Jeremy Lin Embraces His Creative Side In Adidas’ Newest Ad Campaign

On Feb. 10, 2012, Jeremy Lin broke through. By that point, the seeds for Linsanity in New York City were planted, but he looked more like a nice blip on the radar than a phenom who would take over the NBA-related conversation for any period of time.

And then, the Knicks took on the Los Angeles Lakers in Madison Square Garden. Lin went for 38 points and seven assists in a 92-85 win, one which saw him outscore Kobe Bryant. He also busted out a spin move against Derek Fisher that fans who reminisce on Linsanity still talk about to this day.

It turns out that Lin had never busted that move out before in a game. He says he’d done it in more “casual settings” like rec leagues or a family pickup game, but on Feb. 10, 2012, he did it for the first time in an NBA game against the Lakers in a nationally televised contest.

For Lin, he credits this moment as the one in which he started “finally playing free,” embracing the more creative side of his game that was suppressed during his rookie campaign in Golden State.

Creativity is a major concept for Lin — it’s something he embraces on and off the basketball court. It’s also led to him becoming part of adidas’ “Calling All Creators” campaign, which launches on Wednesday. Lin joins a massive list of celebrities from a number of fields to be a part of this, as folks from the worlds of culture, fashion, music, and sports came together to embrace creativity.

The campaign kicked off with a preview video, highlighting all 25 celebrities involved discussing the importance of creativity.

For Lin, the concept of creativity is one that is always on his mind. He naturally feels this way on the basketball court, and defines creativity as “the combination of instinctual and spontaneous” and “the expression of feeling free.”

It has opened his eyes to how sports have a massive similarity to music, fashion, and culture as a whole: All of these are forms of art.

“At the end of the day it’s all art, and the people who succeed the most in any of those industries are the ones who are able to think the most creatively,” Lin told DIME. “Sports is not commonly viewed as part of art, but if you think about what sports really are, they are a form of art.

“You have like hundreds or thousands of little movements and they’re all tucked away in different files in your brain,” Lin continued. “And then you have to activate these files at the right time based on what you see in front of you and there can be a billion little factors. If the person in front of you moves their eyes slightly to the right, you’re thinking ‘he’s gonna drive right.’ You’re reacting to so many different things, and that’s why I think it’s like pulling out the right file at the right time, and the people who do that more consistently over a long period of time are usually the best basketball players and are usually the most creative.”

Lin believes that creativity is a trait shared by the best basketball players to ever play.
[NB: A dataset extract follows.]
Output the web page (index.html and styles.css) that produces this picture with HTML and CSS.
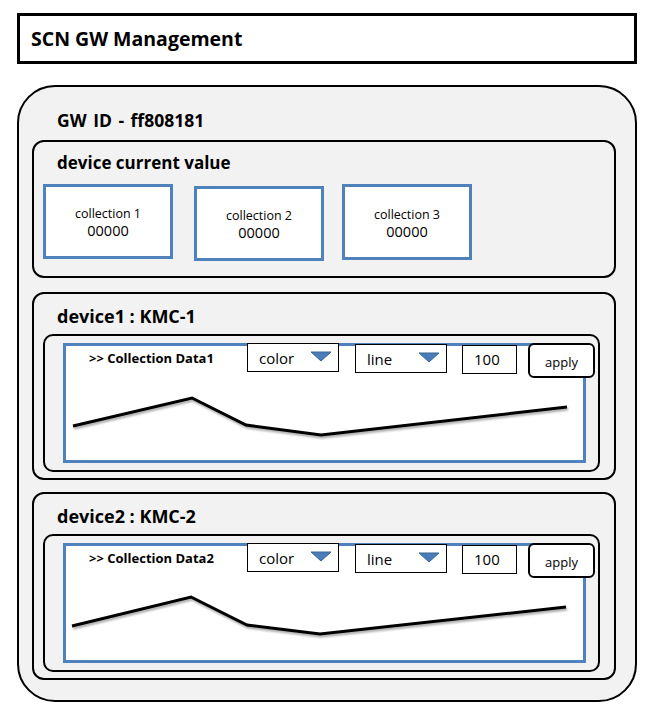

And for him, it took the aforementioned spin move against Fisher to embrace the creative side of the game, letting his instincts guide him on the floor. At that moment, Lin became a basketball player whose creativity on the floor made him dangerous.

Now, he’s teaming up with adidas and 24 other stars — Lionel Messi, Pharrell Williams, James Harden, Paul Pogba, Garbine Muguruza, Alexander Wong, David Beckham, Karlie Kloss, Damian Lillard, Von Miller, Kristaps Porzingis, Aaron Rodgers, Candace Parker, Carlos Correa, Pusha T, DeAndre Hopkins, Trace McGrady, Kris Bryant, Lindsey Horan, Brandon Ingram, Chiney Ogwumike, P.K. Subban, Derrick Rose, and Paige Tapp — came together to discuss how they are impacted by their inherent creativity.

“To see all that come together and how they were highlighting a big group, not just basketball players and not just athletes, just the fact that it crosses a lot of barriers makes it even cooler,” Lin said.

The entire, minute-long film from adidas will go live at noon today. It will be shown in movie theaters nation-wide starting this weekend prior to films like Star Wars: The Last Jedi, Jumanji, and Pitch Perfect 3. Additionally, it will air during each of the NBA’s five Christmas Day games, along with a selection of college basketball games on CBS, college bowl games, NFL games, and NHL regional broadcasts.